The Bernie-Bros-and-Gals were helped along by the media, namely MSNBC who had a hyper Steve Kornackie's talking about how crazy the Iowa Caucus process is without fully understanding it. Kornacki made it sound as if the election was being decided by "coin tosses" because that is the way ties were broken in some precincts, and that has probably been done for 100 years in Iowa. But the Bernie-bro meme quickly became that "Hillary stole the election with lucky coin tosses," diminishing the achievement of being the first woman to ever win the Iowa Caucus, and setting off purity troll-mania among the Bernie supporters.





Kornacki later apologized, but too late.













Bob Cesca wrote on Addicting Info:
Accusing Hillary Clinton and the Democratic Party of election fraud is a mistake.
My Facebook feed is rapidly filling up with Sanders supporters who are accusing various precinct officials as well as both the Clinton campaign and the Iowa Democratic Party of rigging the vote against Bernie. With the 30-to-21 delegate split clearly showing a Clinton victory, it was pretty damn close to a tie, and Sanders supporters should be proud of achieving second place with a wafer-thin margin. Scouring Iowa precincts for fraud just looks like sour grapes. Plus, attacking the Democratic Party itself won’t help Sanders with acquiring the necessary party endorsements to win the nomination — superdelegates matter, and Sanders lags far behind on this front with a margin of 465 party endorsements for Clinton and just two for Bernie. By the way, the C-SPAN video being circulated with the headline “Clinton Voter Fraud in Polk County, Iowa Caucus” was user-generated, and likely comes from a Sanders supporter — not C-SPAN itself.

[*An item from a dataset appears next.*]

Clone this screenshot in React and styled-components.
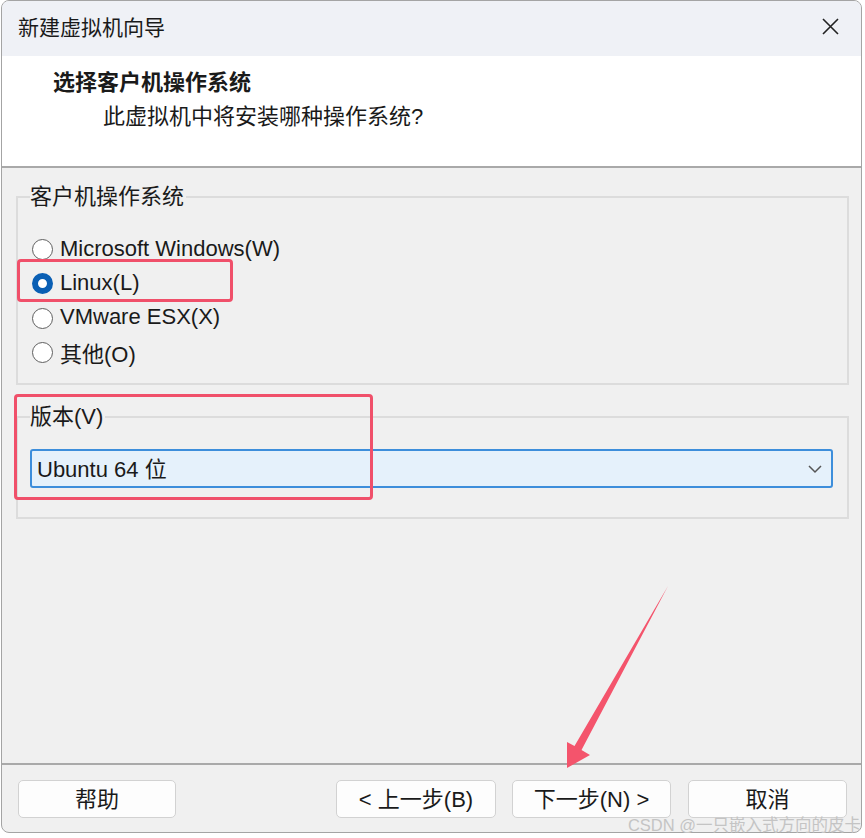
import React from 'react'
import styled, { createGlobalStyle } from 'styled-components'

const GlobalStyle = createGlobalStyle`
  body {
    margin: 0;
    background: #ffffff;
    font-family: "Liberation Sans", "Noto Sans CJK SC", sans-serif;
    color: #1a1a1a;
  }
`

const Page = styled.div`
  position: relative;
  width: 865px;
  height: 838px;
  overflow: hidden;
`

const Window = styled.div`
  margin-left: 1px;
  width: 861px;
  height: 833px;
  box-sizing: border-box;
  border: 1px solid #a4a4a4;
  border-radius: 8px;
  overflow: hidden;
  display: flex;
  flex-direction: column;
  background: #f0f0f0;
`

const TitleBar = styled.div`
  height: 55px;
  flex: none;
  box-sizing: border-box;
  background: #eff1f6;
  display: flex;
  align-items: center;
  justify-content: space-between;
  padding: 0 21px 5px 16px;
  font-size: 21px;
`

const CloseIcon = styled.svg`
  width: 19px;
  height: 19px;
`

const Header = styled.div`
  height: 110px;
  flex: none;
  box-sizing: border-box;
  background: #ffffff;
  padding: 12px 0 0 51px;
`

const Heading = styled.div`
  font-size: 22px;
  font-weight: 700;
  line-height: 30px;
`

const Subtitle = styled.div`
  font-size: 22px;
  line-height: 30px;
  margin: 4px 0 0 50px;
`

const Divider = styled.div`
  height: 2px;
  flex: none;
  background: #a9a9a9;
`

const Body = styled.div`
  flex: 1;
  padding: 17px 12px 0 14px;
  display: flex;
  flex-direction: column;
  gap: 20px;
`

const Group = styled.fieldset`
  margin: 0;
  border: 2px solid #dcdcdc;
  padding: 0 14px ${p => p.$bottom}px 12px;
`

const Legend = styled.legend`
  padding: 0 2px 0 0;
  font-size: 22px;
  line-height: 24px;
`

const RadioList = styled.div`
  margin-top: 22px;
  display: flex;
  flex-direction: column;
`

const RadioRow = styled.label`
  height: 34.3px;
  display: flex;
  align-items: center;
  gap: 7px;
  padding: 1px 0 0 2px;
  box-sizing: border-box;
  font-size: 22px;
`

const RadioDot = styled.span`
  width: 21px;
  height: 21px;
  margin-top: 2px;
  box-sizing: border-box;
  border-radius: 50%;
  flex: none;
  border: ${p => (p.$checked ? '6.5px solid #0a5fb4' : '1.5px solid #5f5f5f')};
  background: #ffffff;
`

const Select = styled.div`
  margin-top: 20px;
  height: 39px;
  box-sizing: border-box;
  border: 2px solid #3d8edb;
  border-radius: 3px;
  background: #e5f1fb;
  display: flex;
  align-items: center;
  justify-content: space-between;
  padding: 0 8px 4px 5px;
  font-size: 22px;
`

const Chevron = styled.svg`
  width: 16px;
  height: 10px;
  margin-top: 4px;
`

const Footer = styled.div`
  flex: none;
  display: flex;
  align-items: center;
  padding: 15px 14px 14px 16px;
`

const Button = styled.button`
  width: ${p => p.$w}px;
  height: 38px;
  margin-left: ${p => p.$gap || 0}px;
  box-sizing: border-box;
  background: #fdfdfd;
  border: 1px solid #d2d2d2;
  border-radius: 5px;
  font-family: inherit;
  font-size: 22px;
  color: #1a1a1a;
  padding: 0 0 4px;
`

const Spacer = styled.div`
  flex: 1;
`

// annotation overlays drawn over the dialog
const RedBox = styled.div`
  position: absolute;
  left: ${p => p.$x}px;
  top: ${p => p.$y}px;
  width: ${p => p.$w}px;
  height: ${p => p.$h}px;
  box-sizing: border-box;
  border: 3px solid #f0506a;
  border-radius: 4px;
  pointer-events: none;
`

const ArrowLayer = styled.svg`
  position: absolute;
  left: 0;
  top: 0;
  width: 865px;
  height: 838px;
  pointer-events: none;
`

const Watermark = styled.div`
  position: absolute;
  right: 4px;
  bottom: 2px;
  font-size: 16.5px;
  color: #c4c4c4;
  font-family: "Liberation Sans", "Noto Sans CJK SC", sans-serif;
`

const osOptions = [
  { label: 'Microsoft Windows(W)' },
  { label: 'Linux(L)', checked: true },
  { label: 'VMware ESX(X)' },
  { label: '其他(O)' },
]

export default function App() {
  return (
    <Page>
      <GlobalStyle />
      <Window>
        <TitleBar>
          <span>新建虚拟机向导</span>
          <CloseIcon viewBox="0 0 19 19">
            <path d="M2 2 L17 17 M17 2 L2 17" stroke="#222" strokeWidth="1.6" fill="none" />
          </CloseIcon>
        </TitleBar>
        <Header>
          <Heading>选择客户机操作系统</Heading>
          <Subtitle>此虚拟机中将安装哪种操作系统?</Subtitle>
        </Header>
        <Divider />
        <Body>
          <Group $bottom={15}>
            <Legend>客户机操作系统</Legend>
            <RadioList>
              {osOptions.map(o => (
                <RadioRow key={o.label}>
                  <RadioDot $checked={o.checked} />
                  {o.label}
                </RadioRow>
              ))}
            </RadioList>
          </Group>
          <Group $bottom={29}>
            <Legend>版本(V)</Legend>
            <Select>
              <span>Ubuntu 64 位</span>
              <Chevron viewBox="0 0 16 10">
                <path d="M2 2 L8 8 L14 2" stroke="#555" strokeWidth="1.5" fill="none" />
              </Chevron>
            </Select>
          </Group>
        </Body>
        <Divider />
        <Footer>
          <Button $w={158}>帮助</Button>
          <Spacer />
          <Button $w={160}>&lt; 上一步(B)</Button>
          <Button $w={159} $gap={16}>下一步(N) &gt;</Button>
          <Button $w={159} $gap={17}>取消</Button>
        </Footer>
      </Window>

      <RedBox $x={17} $y={259} $w={216} $h={43} />
      <RedBox $x={14} $y={394} $w={359} $h={106} />
      <ArrowLayer viewBox="0 0 865 838">
        <polygon
          points="668,586 581.5,750 590,755 567,768 567,742 574.5,746"
          fill="#f4546c"
        />
      </ArrowLayer>
      <Watermark>CSDN @一只嵌入式方向的皮卡</Watermark>
    </Page>
  )
}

From Delia Warner on Daily Kos
You know nothing about how a caucus works because you didn’t take the time to educate yourselves and you treat our good Democratic Party caucus chairs who have been working elections honorably since before you were born with disrespect and suspicion as if they are there to “rig” the caucus.
Then when it’s all over, you take to the web and start making accusations of voter fraud and demanding recounts. You pretend that flipping a coin to decide something at the caucus is some nefarious Clinton scheme to rob Bernie Sanders because again you never took the time to educate yourselves so you would know that the coin toss is nothing new or nefarious. Then you are silent when it turns out that the real beneficiary of the evil coin toss was Bernie Sanders.

From Wired:
The coin flip rule has been part of the Democratic Iowa caucus process for years. The only thing about it that’s changed is our ability to document it.
As we’ve reported before, the last Democratic caucus that was actually contested was back in 2008, when smartphone use was much less widespread and Twitter had barely hit the mainstream. Before this year’s caucus, we predicted that the existence of this technology would give Americans a window into the process they’ve rarely seen before. If the coin flip mini-drama is any indication, we were right.
. . . each delegate awarded last night, while still important, still represents a fraction of one state delegate—the people who actually choose the nominee at the Democratic Convention. County delegates, in other words, don’t carry as much weight. That’s why when the results come in, they’re reported not as county delegates, but as state delegate equivalents. Last night, Clinton beat Sanders by nearly four state delegate equivalents. And what that means is the outcome of the race wouldn’t have changed if the coins flips had flopped in Sanders’ favor.